In any case, staggering gains in solar power – and soon battery storage as well – threatens to undercut the oil industry with lightning speed, perhaps in a race with cheap nuclear power from a coming generation of molten salt reactors. The US National Renewable Energy Laboratory has already captured 31.1pc of the sun’s energy with a solar chip, but records keep being broken.
Brokers Sanford Bernstein say we are entering an era of “global energy deflation” where gains in solar technology must relentlessly erode the viability of the fossil nexus, since it goes only in one direction. Deep sea drilling will become pointless. We can leave the Arctic alone.

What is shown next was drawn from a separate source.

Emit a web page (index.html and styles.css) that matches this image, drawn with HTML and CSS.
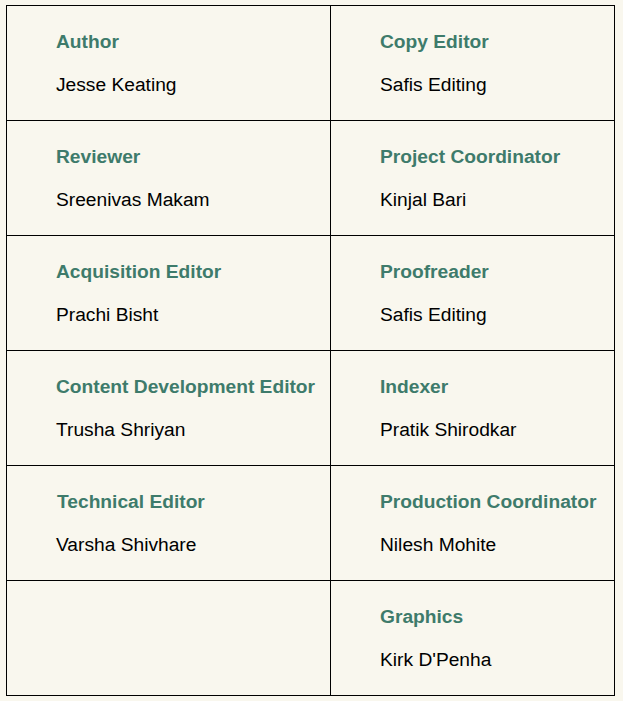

Once the crossover point is reached – and photovoltaic energy already competes with oil, diesel and liquefied natural gas in much of Asia without subsidies – it must surely turn into a stampede. My guess is that the world energy landscape will already look radically different in the early 2020s.
Cheuvreux’s Mr Lewis compares the big oil companies with European utilities caught off-guard 10 years ago by the switch to wind and solar, their survival in doubt, their share prices slashed by two-thirds since 2008. “The utilities told us that renewables would have no impact on their business models, and now they are facing an existential crisis,” he said.
BP’s Lord Browne was derided for embracing solar and rebranding his company “Beyond Petroleum” in 2000. His successors repudiated his vision, famously going back to basics. He may have his moment of sweet vindication after all.